The tenderloin sits at the back end of the loin on the inside of the ribs. Because of that location, it doesn't get much of a workout in the daily life of a deer, which means it's almost luxuriously tender. There's also very little, if any, fat. So you have this beautifully lean, tender piece of meat with very little opportunity for the stearic acid in the fat to lend any trace of gaminess. The leanness is why Bancroft says, "The tenderloin is the best possible introductory piece of venison for people who say they hate game meats. You just marinate it, skewer it, and fast-cook it." Again, his marinade recommendation is whatever you like; Italian salad dressing, wine, ranch seasoning, what have you. There's not much substance to a venison tenderloin when comparing it to beef or even pork, but the reward is worth the cost.

Offal and Bones

Now that you've removed all the primal cuts from the carcass, cubed your stew meat, and ground your scraps, you have a few more pieces to deal with. Before you get all squeamish, the heart is a fantastic muscle for eating. You'll need to remove the sinewy valves, but after that, you can dice it to make tartare. The meat is sweet, clean, and delicate, according to Bancroft, who served a freshly harvested heart tartare to chef David Chang in years gone past. The heart is also fantastic after marinating in vinegar and spices and quickly grilling the pieces on skewers to make anticuchos. The liver is similar in flavor to beef, with a little more pungency. The head meat yields cheeks similar to beef, and the tongue is excellent when slow-braised to make tacos de lengua.

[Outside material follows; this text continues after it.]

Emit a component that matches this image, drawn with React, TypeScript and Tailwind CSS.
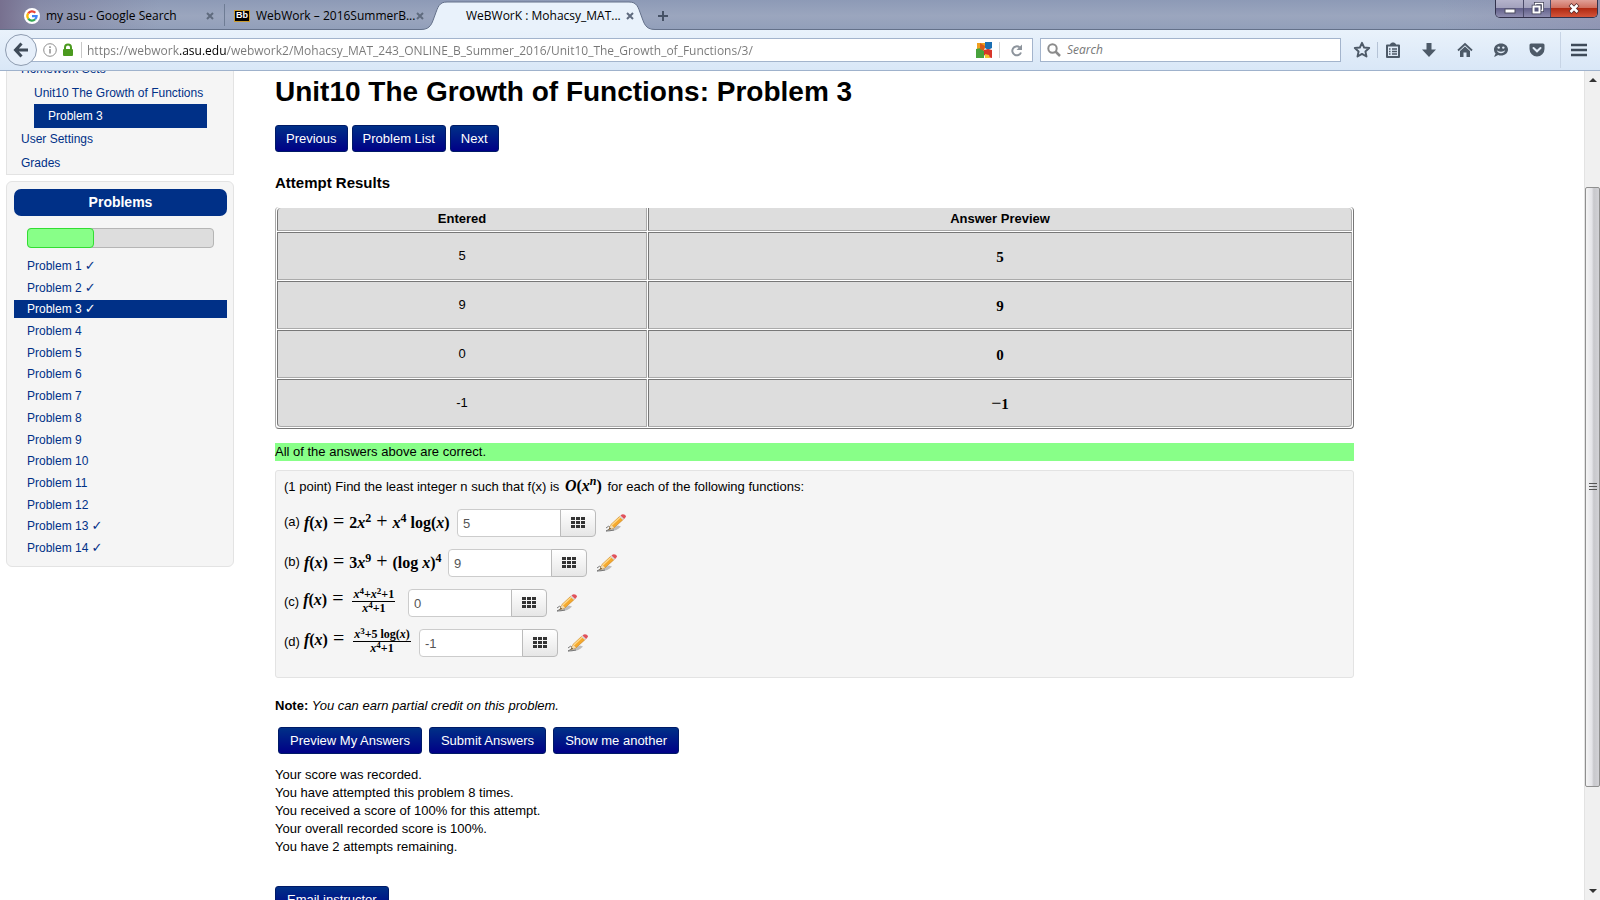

And then, we've mentioned bones throughout this article. Venison bones make excellent stock, full of collagen, yielding a rich texture that coats your tongue. For best results, roast the bones first until they're well-browned, then simmer them with aromatics for about eight hours. Drain the stock, but retain the bones. Add fresh aromatics and repeat the process to get a "second wash" from them. For extra richness, you can boil the strained second wash, skimming any foam that comes to the surface until the stock's volume reduces by half to intensify the flavor and richness.